*Task statement*. Transcribe the records below from the first line to the line that includes "h-[1707px] flex flex-col", inclusive, and omit the pictures.
START Data
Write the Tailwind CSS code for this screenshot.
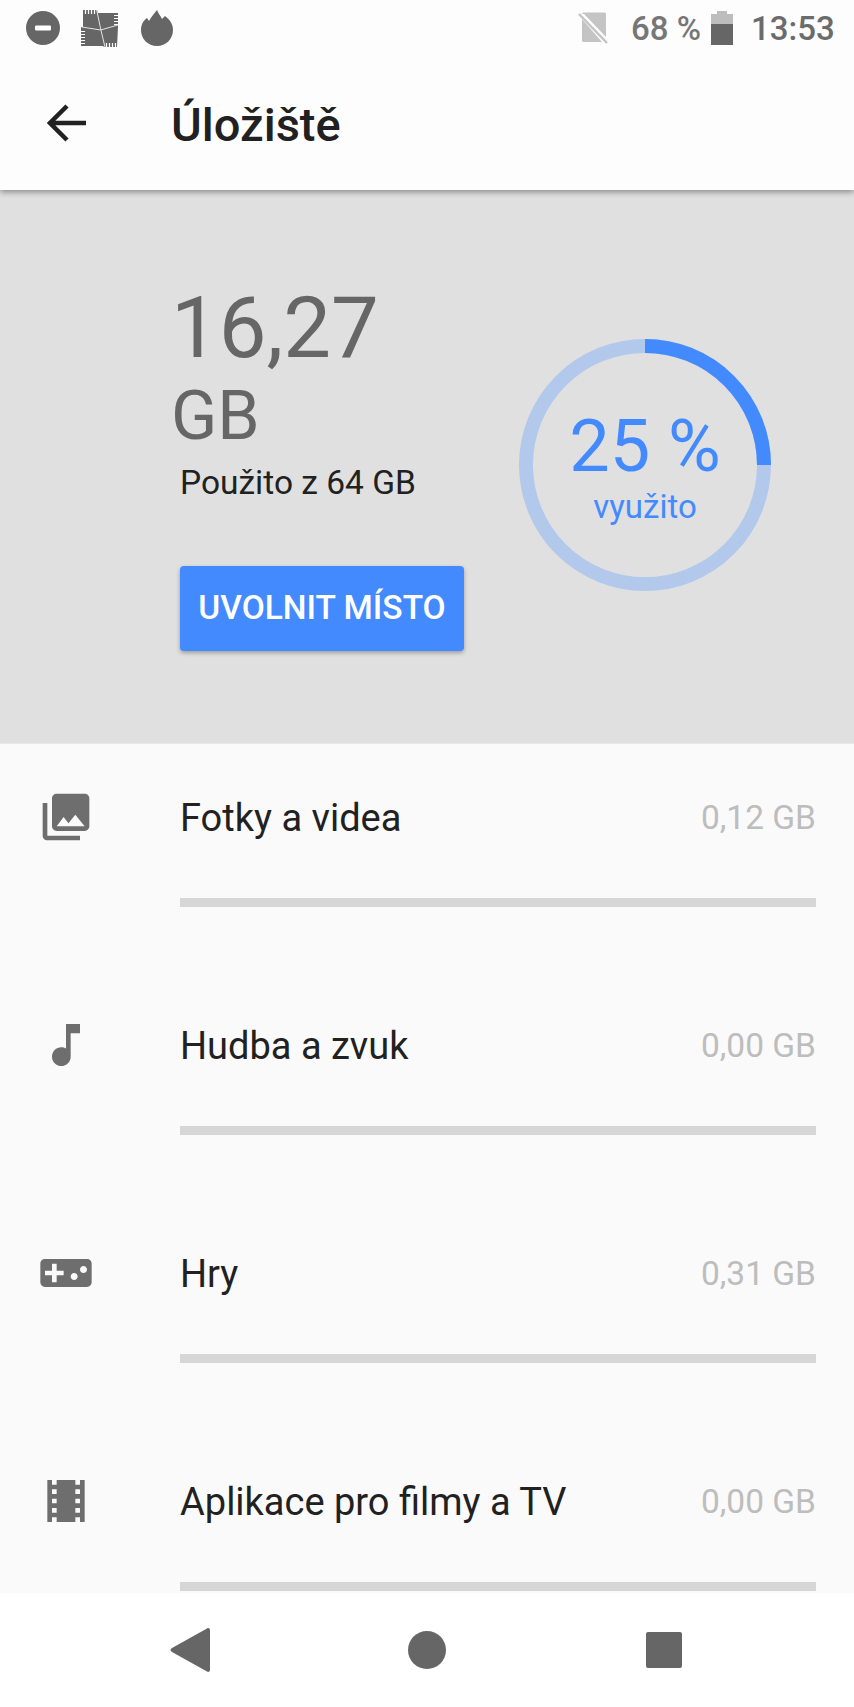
<!DOCTYPE html>
<html lang="cs">
<head>
  <meta charset="UTF-8" />
  <meta name="viewport" content="width=device-width, initial-scale=1.0" />
  <title>Úložiště</title>
  <script src="https://cdn.jsdelivr.net/npm/@tailwindcss/browser@4"></script>
</head>
<body class="bg-white font-['Roboto',sans-serif]">
  <div class="w-[854px] h-[1707px] flex flex-col overflow-hidden">

    <!-- status bar -->
    <div class="relative z-20 h-[56px] flex items-center bg-[#fdfdfd] text-[#6b6b6b]">
      <svg class="ml-[26px] w-[34px] h-[34px]" viewBox="0 0 34 34"><circle cx="17" cy="17" r="17" fill="#666"/><rect x="9" y="14.5" width="16" height="5" rx="1" fill="#fff"/></svg>
      <svg class="ml-[21px] w-[37px] h-[37px]" viewBox="0 0 37 37">
        <path d="M2 0H16L17 3H37V17L36 37H23L22 36H0V17H2Z" fill="#666"/>
        <path d="M4.500 0V4M7.500 0V4M10.500 0V4M13.500 0V4M37 5.500H33M37 8.500H33M37 11.500H33M37 14.500H33M0 21.500H4M0 24.500H4M0 27.500H4M0 30.500H4M0 33.500H4M25.500 37V33M28.500 37V33M31.500 37V33M34.500 37V33" stroke="#fdfdfd" stroke-width="1.200"/>
        <path d="M15.700 0L19.700 19L24 37M0.700 17L19.700 20L37 15" fill="none" stroke="#e4e4e4" stroke-width="1"/>
      </svg>
      <svg class="ml-[23px] w-[32px] h-[36px]" viewBox="0 0 32 36"><path d="M16 36C7 36 0 29 0 20C0 14 3 10 6 8L8 11C10 7 13 4 16 0C17 3 19 5 21 9L24 6C29 10 32 14 32 20C32 29 25 36 16 36Z" fill="#666"/></svg>
      <svg class="ml-[405px] w-[30px] h-[32px]" viewBox="0 0 30 32"><path d="M4 2C4 1 5 0.5 6 0.5H26C27 0.5 28 1 28 2V25L6 2ZM4 7L24 30H6C5 30 4 29.500 4 28.500Z" fill="#c4c4c4"/><path d="M1 2L29 31" stroke="#c4c4c4" stroke-width="2.500"/></svg>
      <span class="ml-[23px] text-[33px] font-medium leading-none text-[#767676]">68 %</span>
      <svg class="ml-[10px] w-[22px] h-[34px]" viewBox="0 0 22 34"><path d="M6 0H16V3H22V13H0V3H6Z" fill="#bdbdbd"/><rect y="13" width="22" height="21" fill="#666"/></svg>
      <span class="ml-[18px] text-[33px] font-medium leading-none">13:53</span>
    </div>

    <!-- toolbar -->
    <div class="relative z-10 h-[134px] flex items-center bg-[#fdfdfd] shadow-[0_2px_6px_rgba(0,0,0,0.4)]">
      <svg class="ml-[47px] w-[40px] h-[38px]" viewBox="0 0 40 38" fill="none" stroke="#212121" stroke-width="4.500"><path d="M39 19H4M20 2L3 19L20 36"/></svg>
      <h1 class="ml-[84px] mt-[2px] text-[47px] font-medium leading-none text-[#212121]">Úložiště</h1>
    </div>

    <!-- summary -->
    <section class="h-[554px] bg-[#e0e0e0] flex border-b border-[#e8e8e8]">
      <div class="ml-[171px] w-[348px] pt-[90px]">
        <div class="text-[85px] leading-[96px] text-[#666]">16,27</div>
        <div class="text-[68px] leading-[80px] text-[#666]">GB</div>
        <div class="ml-[9px] mt-[7px] text-[33.500px] leading-[40px] text-[#212121]">Použito z 64 GB</div>
        <button class="ml-[9px] mt-[63px] w-[284px] h-[85px] rounded bg-[#448aff] text-white text-[33.500px] font-medium shadow-[0_2px_4px_rgba(0,0,0,0.3)]">UVOLNIT MÍSTO</button>
      </div>
      <div class="relative mt-[149px] w-[252px] h-[252px] flex flex-col items-center text-[#448aff]">
        <svg class="absolute inset-0" viewBox="0 0 252 252" fill="none" stroke-width="14">
          <circle cx="126" cy="126" r="119" stroke="#b3c9ec"/>
          <path d="M126 7A119 119 0 0 1 245 126" stroke="#448aff"/>
        </svg>
        <div class="mt-[66px] text-[72px] leading-[84px]">25 %</div>
        <div class="text-[33px] leading-[40px] mt-[-2px]">využito</div>
      </div>
    </section>

    <!-- categories -->
    <main class="flex-1 overflow-hidden bg-[#fafafa]">
      <div class="h-[228px]">
        <div class="h-[146px] flex items-center">
          <svg class="ml-[38px] w-[56px] h-[56px]" viewBox="0 0 24 24" fill="#6e6e6e"><path d="M22 16V4c0-1.1-.9-2-2-2H8c-1.100 0-2 .9-2 2v12c0 1.100.9 2 2 2h12c1.100 0 2-.9 2-2zm-11-4l2.030 2.710L16 11l4 5H8l3-4zM2 6v14c0 1.100.9 2 2 2h14v-2H4V6H2z"/></svg>
          <span class="ml-[86px] mt-[2px] flex-1 text-[38px] text-[#212121]">Fotky a videa</span>
          <span class="mr-[38px] mt-[2px] text-[33.500px] text-[#bdbdbd]">0,12 GB</span>
        </div>
        <div class="ml-[180px] mr-[38px] mt-[8px] h-[9px] bg-[#d6d6d6]"></div>
      </div>
      <div class="h-[228px]">
        <div class="h-[146px] flex items-center">
          <svg class="ml-[38px] w-[56px] h-[56px]" viewBox="0 0 24 24" fill="#6e6e6e"><path d="M12 3v10.550c-.59-.34-1.270-.55-2-.55-2.210 0-4 1.790-4 4s1.790 4 4 4 4-1.790 4-4V7h4V3h-6z"/></svg>
          <span class="ml-[86px] mt-[2px] flex-1 text-[38px] text-[#212121]">Hudba a zvuk</span>
          <span class="mr-[38px] mt-[2px] text-[33.500px] text-[#bdbdbd]">0,00 GB</span>
        </div>
        <div class="ml-[180px] mr-[38px] mt-[8px] h-[9px] bg-[#d6d6d6]"></div>
      </div>
      <div class="h-[228px]">
        <div class="h-[146px] flex items-center">
          <svg class="ml-[38px] w-[56px] h-[56px]" viewBox="0 0 24 24" fill="#6e6e6e"><path d="M21 6H3c-1.100 0-2 .9-2 2v8c0 1.100.9 2 2 2h18c1.100 0 2-.9 2-2V8c0-1.100-.9-2-2-2zm-10 7H8v3H6v-3H3v-2h3V8h2v3h3v2zm4.500 2c-.83 0-1.500-.67-1.500-1.500s.67-1.500 1.500-1.500 1.500.67 1.500 1.500-.67 1.500-1.500 1.500zm4-3c-.83 0-1.500-.67-1.500-1.500S18.670 9 19.500 9s1.500.67 1.500 1.500-.67 1.500-1.500 1.500z"/></svg>
          <span class="ml-[86px] mt-[2px] flex-1 text-[38px] text-[#212121]">Hry</span>
          <span class="mr-[38px] mt-[2px] text-[33.500px] text-[#bdbdbd]">0,31 GB</span>
        </div>
        <div class="ml-[180px] mr-[38px] mt-[8px] h-[9px] bg-[#d6d6d6]"></div>
      </div>
      <div class="h-[228px]">
        <div class="h-[146px] flex items-center">
          <svg class="ml-[38px] w-[56px] h-[56px]" viewBox="0 0 24 24" fill="#6e6e6e"><path d="M18 3v2h-2V3H8v2H6V3H4v18h2v-2h2v2h8v-2h2v2h2V3h-2zM8 17H6v-2h2v2zm0-4H6v-2h2v2zm0-4H6V7h2v2zm10 8h-2v-2h2v2zm0-4h-2v-2h2v2zm0-4h-2V7h2v2z"/></svg>
          <span class="ml-[86px] mt-[2px] flex-1 text-[38px] text-[#212121]">Aplikace pro filmy a TV</span>
          <span class="mr-[38px] mt-[2px] text-[33.500px] text-[#bdbdbd]">0,00 GB</span>
        </div>
        <div class="ml-[180px] mr-[38px] mt-[8px] h-[9px] bg-[#d6d6d6]"></div>
      </div>
    </main>

    <!-- navigation bar -->
    <nav class="h-[114px] bg-white flex justify-center items-center">
      <div class="w-[237px] flex justify-center">
        <svg class="w-[40px] h-[46px]" viewBox="0 0 40 46" fill="#666"><path d="M37 1.500C38.500 .5 40 1.500 40 3V43C40 44.500 38.500 45.500 37 44.500L2 25C0 24 0 22 2 21Z"/></svg>
      </div>
      <div class="w-[237px] flex justify-center">
        <div class="w-[38px] h-[38px] rounded-full bg-[#666]"></div>
      </div>
      <div class="w-[237px] flex justify-center">
        <div class="w-[36px] h-[36px] rounded-[2px] bg-[#666]"></div>
      </div>
    </nav>
  </div>
</body>
</html>
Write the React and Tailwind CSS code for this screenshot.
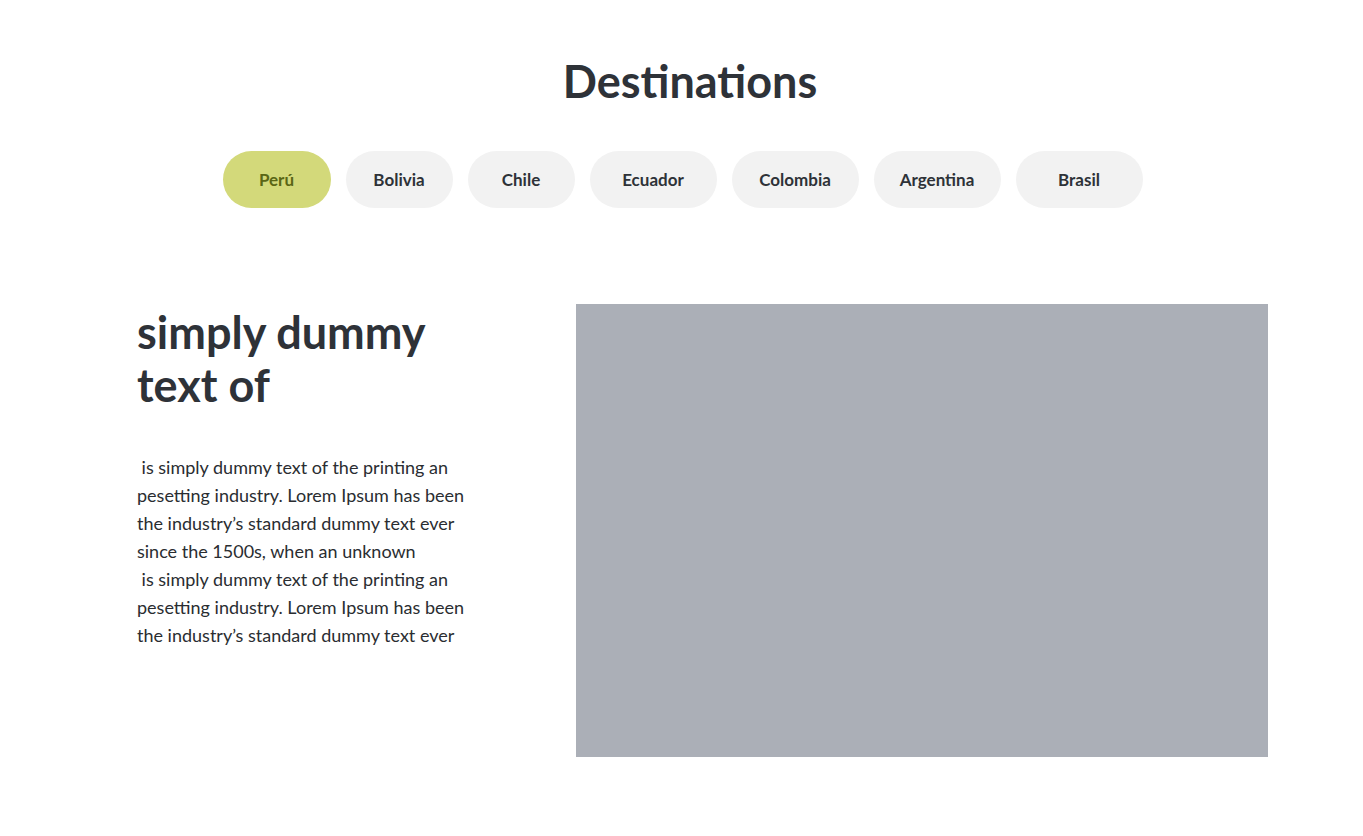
END Data
*Exercise solution*.
Write the Tailwind CSS code for this screenshot.
<!DOCTYPE html>
<html lang="cs">
<head>
  <meta charset="UTF-8" />
  <meta name="viewport" content="width=device-width, initial-scale=1.0" />
  <title>Úložiště</title>
  <script src="https://cdn.jsdelivr.net/npm/@tailwindcss/browser@4"></script>
</head>
<body class="bg-white font-['Roboto',sans-serif]">
  <div class="w-[854px] h-[1707px] flex flex-col overflow-hidden">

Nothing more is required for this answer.